§ Task prompt:
What number of lines in the material contain the word "this"? Give that number alone.

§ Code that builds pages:

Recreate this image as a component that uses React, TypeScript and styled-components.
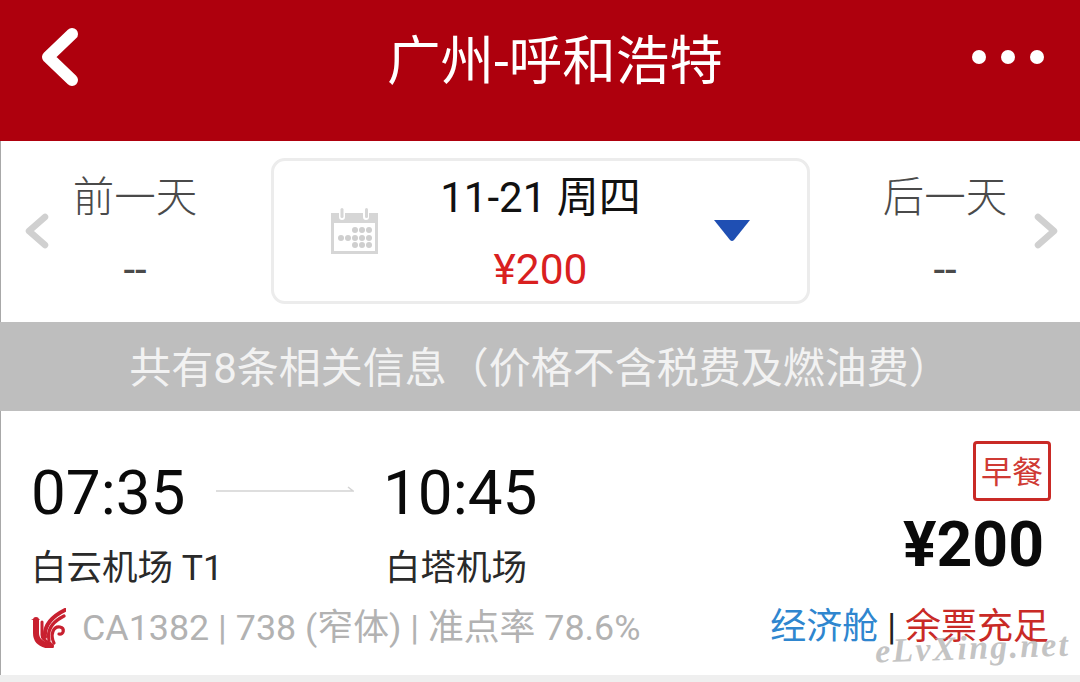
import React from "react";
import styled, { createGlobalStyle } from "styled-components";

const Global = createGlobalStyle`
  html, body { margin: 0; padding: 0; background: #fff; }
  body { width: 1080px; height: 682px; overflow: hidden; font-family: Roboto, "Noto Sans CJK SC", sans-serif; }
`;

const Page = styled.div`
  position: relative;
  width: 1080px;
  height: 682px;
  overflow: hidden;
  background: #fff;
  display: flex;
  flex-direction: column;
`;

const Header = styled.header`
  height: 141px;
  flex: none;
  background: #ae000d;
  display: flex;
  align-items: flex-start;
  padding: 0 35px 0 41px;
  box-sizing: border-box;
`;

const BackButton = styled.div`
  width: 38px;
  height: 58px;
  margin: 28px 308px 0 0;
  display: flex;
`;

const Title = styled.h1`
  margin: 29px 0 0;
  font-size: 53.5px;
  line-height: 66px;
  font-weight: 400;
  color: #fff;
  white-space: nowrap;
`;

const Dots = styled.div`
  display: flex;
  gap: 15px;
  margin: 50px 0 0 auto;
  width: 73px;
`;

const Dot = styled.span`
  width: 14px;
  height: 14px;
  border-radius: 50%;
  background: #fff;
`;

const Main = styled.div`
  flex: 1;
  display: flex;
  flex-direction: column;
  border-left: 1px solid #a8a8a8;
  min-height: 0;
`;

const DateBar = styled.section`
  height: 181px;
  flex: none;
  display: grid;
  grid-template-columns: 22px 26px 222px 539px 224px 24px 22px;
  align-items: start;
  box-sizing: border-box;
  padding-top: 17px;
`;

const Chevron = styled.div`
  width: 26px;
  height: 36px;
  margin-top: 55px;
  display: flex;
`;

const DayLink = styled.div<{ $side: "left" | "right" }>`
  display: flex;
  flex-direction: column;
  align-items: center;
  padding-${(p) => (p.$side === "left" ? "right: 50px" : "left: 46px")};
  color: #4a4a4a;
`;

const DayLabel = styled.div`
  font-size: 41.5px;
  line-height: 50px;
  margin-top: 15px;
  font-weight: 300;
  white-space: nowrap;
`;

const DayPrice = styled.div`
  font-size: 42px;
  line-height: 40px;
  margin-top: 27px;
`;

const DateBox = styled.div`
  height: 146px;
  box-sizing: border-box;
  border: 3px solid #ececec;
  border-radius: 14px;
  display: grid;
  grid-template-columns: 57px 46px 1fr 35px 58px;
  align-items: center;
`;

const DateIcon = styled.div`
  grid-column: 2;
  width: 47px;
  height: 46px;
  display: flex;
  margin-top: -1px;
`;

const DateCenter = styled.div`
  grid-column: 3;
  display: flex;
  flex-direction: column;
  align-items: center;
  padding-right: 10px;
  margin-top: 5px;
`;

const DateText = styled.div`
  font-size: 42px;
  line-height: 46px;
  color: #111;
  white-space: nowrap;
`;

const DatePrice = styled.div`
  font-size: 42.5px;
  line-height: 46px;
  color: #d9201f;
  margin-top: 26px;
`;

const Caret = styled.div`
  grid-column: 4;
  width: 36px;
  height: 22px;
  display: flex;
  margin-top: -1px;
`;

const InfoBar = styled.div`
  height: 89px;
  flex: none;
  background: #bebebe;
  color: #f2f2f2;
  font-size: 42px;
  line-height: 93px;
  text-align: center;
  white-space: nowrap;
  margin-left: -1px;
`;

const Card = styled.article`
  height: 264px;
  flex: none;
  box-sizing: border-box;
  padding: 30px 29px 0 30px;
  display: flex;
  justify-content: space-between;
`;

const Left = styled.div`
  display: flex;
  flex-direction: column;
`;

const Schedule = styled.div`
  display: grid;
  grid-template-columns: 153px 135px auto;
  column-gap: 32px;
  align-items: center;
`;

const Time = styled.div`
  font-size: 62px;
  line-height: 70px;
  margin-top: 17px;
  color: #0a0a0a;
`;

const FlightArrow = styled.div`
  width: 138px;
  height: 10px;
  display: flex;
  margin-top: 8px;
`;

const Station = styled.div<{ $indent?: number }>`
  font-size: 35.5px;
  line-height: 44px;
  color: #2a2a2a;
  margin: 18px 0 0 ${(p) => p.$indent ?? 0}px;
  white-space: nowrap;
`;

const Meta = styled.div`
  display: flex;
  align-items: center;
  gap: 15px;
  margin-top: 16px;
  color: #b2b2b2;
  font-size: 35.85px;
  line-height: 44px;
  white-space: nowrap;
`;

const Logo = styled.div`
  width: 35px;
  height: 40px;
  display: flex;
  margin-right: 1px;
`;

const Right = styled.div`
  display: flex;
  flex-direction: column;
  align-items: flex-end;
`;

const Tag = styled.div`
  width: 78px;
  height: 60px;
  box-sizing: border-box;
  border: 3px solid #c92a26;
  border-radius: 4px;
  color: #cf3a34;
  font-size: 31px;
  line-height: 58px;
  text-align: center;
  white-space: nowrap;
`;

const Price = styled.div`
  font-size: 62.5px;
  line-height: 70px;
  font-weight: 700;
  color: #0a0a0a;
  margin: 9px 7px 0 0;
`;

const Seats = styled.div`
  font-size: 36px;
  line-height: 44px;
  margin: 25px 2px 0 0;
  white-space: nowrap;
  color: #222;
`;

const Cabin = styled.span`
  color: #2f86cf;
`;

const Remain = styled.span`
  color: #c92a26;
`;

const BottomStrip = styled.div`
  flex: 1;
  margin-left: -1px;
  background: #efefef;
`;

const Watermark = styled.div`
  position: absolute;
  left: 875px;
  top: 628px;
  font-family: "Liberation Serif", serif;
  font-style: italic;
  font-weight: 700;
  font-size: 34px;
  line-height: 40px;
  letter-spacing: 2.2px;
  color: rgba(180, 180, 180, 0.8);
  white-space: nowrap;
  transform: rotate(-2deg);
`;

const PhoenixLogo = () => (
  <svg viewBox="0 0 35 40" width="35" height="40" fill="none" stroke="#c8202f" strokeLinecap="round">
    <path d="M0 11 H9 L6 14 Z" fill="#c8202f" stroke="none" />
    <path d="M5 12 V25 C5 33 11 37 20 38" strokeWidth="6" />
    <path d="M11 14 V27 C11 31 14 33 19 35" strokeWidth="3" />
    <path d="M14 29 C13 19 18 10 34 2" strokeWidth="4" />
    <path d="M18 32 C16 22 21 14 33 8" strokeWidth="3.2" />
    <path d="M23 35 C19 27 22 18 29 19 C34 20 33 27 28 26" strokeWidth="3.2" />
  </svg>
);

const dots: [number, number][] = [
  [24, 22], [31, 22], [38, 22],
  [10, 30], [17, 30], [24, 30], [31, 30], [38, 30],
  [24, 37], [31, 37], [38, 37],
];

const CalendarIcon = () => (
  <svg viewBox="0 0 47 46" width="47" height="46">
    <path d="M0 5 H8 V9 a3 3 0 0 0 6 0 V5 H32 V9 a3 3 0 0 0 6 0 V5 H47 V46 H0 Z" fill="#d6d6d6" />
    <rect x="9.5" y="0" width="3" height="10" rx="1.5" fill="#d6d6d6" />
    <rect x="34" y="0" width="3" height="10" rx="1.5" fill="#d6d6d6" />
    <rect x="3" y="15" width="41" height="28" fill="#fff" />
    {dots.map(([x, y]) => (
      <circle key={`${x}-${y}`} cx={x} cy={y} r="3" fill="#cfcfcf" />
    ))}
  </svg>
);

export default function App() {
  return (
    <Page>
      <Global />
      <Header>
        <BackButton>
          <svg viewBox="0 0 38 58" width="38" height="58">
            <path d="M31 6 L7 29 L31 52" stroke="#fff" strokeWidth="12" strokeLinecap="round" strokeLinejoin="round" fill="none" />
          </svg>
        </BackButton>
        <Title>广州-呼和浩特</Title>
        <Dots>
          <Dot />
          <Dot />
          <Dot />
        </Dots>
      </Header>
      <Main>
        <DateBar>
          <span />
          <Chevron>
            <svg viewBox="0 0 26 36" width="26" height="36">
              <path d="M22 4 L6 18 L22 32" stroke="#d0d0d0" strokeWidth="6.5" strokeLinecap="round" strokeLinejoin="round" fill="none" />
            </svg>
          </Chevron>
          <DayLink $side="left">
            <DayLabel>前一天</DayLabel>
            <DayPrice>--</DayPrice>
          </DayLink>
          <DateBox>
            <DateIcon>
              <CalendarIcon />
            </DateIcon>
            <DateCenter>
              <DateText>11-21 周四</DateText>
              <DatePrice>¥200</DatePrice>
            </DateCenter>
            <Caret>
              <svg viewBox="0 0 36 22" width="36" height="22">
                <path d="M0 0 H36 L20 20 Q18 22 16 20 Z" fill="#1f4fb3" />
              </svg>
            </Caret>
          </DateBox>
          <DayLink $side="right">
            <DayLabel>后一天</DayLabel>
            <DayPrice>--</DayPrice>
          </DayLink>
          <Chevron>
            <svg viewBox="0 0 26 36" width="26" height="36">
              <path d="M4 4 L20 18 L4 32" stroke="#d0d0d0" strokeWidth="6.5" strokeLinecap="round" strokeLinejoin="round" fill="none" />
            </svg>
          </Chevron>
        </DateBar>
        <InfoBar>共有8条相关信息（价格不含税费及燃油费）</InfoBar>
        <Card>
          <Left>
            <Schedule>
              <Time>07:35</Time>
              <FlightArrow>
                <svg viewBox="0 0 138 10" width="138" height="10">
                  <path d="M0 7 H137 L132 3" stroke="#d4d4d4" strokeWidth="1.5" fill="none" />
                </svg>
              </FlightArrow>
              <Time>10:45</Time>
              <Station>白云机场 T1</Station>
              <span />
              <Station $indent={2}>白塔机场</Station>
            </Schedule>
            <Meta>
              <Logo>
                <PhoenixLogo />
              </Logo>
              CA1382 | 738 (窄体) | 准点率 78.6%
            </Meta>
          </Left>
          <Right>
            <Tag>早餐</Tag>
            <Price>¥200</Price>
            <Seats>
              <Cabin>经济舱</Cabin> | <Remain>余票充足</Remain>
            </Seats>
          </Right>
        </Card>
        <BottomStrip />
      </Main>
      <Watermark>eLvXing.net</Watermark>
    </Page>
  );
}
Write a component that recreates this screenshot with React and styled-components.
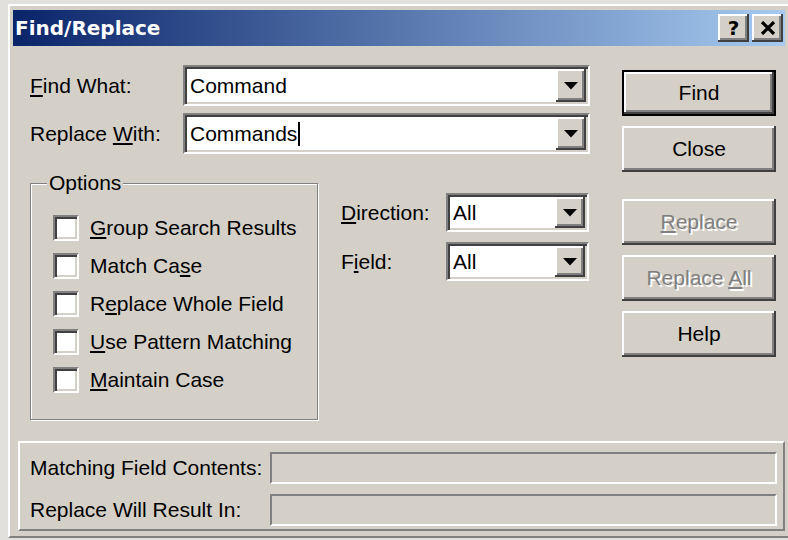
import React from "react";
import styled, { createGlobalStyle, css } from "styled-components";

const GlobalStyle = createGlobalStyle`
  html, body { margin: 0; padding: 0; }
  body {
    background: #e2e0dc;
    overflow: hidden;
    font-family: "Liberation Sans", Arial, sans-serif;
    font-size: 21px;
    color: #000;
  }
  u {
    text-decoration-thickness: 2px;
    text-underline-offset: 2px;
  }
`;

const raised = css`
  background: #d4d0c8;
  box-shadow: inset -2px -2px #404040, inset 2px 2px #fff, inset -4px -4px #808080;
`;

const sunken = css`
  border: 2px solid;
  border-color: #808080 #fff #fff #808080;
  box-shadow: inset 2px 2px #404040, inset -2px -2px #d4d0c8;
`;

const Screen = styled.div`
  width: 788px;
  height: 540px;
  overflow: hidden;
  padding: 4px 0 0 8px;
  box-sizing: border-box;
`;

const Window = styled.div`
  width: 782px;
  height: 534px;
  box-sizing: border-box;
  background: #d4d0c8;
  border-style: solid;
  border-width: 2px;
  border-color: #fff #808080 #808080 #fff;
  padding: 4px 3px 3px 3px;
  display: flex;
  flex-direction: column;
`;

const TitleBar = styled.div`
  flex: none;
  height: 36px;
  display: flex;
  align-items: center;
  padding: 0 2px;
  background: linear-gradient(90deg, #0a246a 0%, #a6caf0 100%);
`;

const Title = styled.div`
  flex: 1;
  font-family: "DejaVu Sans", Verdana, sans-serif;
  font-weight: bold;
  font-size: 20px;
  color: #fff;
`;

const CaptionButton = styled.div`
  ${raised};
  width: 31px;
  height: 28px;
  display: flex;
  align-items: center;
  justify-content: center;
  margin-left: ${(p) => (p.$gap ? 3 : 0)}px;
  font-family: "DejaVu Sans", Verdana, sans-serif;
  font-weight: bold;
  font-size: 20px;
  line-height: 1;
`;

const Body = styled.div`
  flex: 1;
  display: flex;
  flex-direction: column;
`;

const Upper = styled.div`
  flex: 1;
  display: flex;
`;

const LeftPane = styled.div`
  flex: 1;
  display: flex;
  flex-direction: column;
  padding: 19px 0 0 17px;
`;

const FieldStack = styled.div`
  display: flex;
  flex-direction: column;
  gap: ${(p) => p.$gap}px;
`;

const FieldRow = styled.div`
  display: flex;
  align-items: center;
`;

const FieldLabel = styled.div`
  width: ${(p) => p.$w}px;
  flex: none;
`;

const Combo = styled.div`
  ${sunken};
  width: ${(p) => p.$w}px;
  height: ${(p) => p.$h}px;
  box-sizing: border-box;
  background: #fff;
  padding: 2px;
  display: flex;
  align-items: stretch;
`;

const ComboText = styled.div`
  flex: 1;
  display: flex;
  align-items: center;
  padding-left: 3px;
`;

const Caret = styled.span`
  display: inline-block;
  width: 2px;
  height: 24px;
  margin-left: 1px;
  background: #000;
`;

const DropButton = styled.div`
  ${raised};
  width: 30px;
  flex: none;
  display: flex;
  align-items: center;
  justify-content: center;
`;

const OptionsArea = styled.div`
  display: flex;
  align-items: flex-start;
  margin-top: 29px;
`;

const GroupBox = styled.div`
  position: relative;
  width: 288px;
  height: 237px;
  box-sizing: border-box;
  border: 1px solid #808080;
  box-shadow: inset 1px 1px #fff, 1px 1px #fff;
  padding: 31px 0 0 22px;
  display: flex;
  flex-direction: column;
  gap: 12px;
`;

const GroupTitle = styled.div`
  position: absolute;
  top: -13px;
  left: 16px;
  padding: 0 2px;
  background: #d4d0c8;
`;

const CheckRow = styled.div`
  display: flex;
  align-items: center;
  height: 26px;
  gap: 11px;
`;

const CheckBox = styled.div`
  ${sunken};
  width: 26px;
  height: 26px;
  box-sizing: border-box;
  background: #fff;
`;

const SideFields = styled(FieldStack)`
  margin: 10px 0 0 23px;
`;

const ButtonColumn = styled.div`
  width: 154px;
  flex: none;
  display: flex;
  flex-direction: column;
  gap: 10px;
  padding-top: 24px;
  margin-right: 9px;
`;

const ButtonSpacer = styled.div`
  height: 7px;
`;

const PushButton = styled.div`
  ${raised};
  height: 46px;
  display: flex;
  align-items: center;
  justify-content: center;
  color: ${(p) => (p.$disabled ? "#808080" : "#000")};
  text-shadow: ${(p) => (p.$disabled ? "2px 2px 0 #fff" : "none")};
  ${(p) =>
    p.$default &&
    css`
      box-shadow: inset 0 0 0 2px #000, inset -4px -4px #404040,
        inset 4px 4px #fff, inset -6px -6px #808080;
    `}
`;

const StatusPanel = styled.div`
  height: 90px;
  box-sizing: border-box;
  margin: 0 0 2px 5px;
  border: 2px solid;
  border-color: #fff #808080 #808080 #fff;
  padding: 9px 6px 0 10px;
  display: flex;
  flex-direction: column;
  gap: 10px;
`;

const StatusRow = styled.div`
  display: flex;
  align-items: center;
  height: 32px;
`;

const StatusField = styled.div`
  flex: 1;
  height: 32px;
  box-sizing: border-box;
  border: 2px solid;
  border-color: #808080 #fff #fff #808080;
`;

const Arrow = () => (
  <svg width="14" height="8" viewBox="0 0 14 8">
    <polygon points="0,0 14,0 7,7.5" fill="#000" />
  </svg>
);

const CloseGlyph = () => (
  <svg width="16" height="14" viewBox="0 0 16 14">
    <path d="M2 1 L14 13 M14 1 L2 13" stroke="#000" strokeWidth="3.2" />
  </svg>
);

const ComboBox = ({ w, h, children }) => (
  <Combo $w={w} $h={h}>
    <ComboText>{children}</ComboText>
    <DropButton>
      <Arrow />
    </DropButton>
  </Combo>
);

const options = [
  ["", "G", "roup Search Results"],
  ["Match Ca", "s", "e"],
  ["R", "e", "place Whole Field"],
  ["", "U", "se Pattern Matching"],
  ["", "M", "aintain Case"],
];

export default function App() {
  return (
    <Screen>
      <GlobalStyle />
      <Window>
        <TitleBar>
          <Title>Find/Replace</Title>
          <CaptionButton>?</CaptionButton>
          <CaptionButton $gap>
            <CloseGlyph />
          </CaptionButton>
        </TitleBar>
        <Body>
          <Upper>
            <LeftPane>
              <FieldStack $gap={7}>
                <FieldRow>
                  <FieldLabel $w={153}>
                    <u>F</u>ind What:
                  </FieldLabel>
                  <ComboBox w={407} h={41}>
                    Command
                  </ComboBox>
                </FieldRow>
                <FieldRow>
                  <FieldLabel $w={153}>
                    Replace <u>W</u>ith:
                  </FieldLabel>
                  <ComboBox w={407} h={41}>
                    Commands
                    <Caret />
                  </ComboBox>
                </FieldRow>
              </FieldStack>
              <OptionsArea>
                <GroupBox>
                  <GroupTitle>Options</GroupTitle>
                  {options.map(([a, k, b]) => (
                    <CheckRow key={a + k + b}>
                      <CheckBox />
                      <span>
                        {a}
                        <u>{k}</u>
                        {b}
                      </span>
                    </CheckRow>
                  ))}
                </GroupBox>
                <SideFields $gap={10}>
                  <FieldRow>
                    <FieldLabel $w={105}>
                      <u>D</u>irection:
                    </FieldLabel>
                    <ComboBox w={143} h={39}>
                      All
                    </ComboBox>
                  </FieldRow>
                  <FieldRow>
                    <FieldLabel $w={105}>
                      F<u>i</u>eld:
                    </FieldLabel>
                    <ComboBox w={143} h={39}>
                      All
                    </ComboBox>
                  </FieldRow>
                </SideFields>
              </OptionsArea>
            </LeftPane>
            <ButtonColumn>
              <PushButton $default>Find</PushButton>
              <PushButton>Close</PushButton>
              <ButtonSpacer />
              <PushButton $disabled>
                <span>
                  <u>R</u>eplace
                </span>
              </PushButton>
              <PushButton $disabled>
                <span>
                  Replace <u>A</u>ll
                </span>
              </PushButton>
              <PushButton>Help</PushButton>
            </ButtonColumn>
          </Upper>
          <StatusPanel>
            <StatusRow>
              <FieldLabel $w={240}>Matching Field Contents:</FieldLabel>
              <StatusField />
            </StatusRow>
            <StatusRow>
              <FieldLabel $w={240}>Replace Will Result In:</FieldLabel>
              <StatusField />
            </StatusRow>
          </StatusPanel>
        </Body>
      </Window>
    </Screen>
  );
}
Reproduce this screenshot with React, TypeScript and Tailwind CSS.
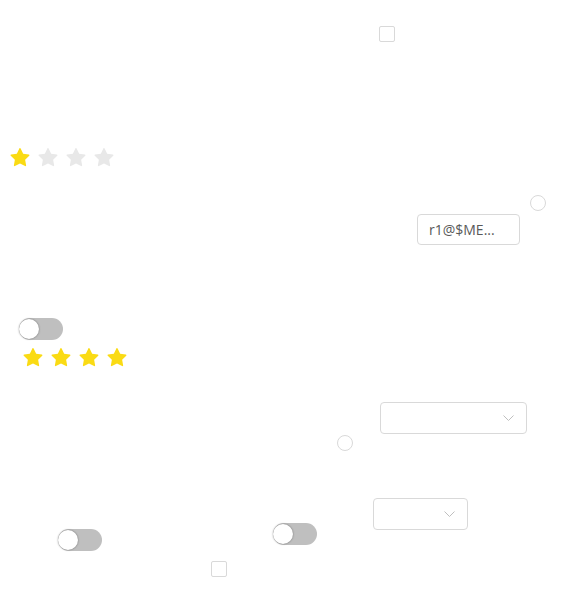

§ Problem solution:
3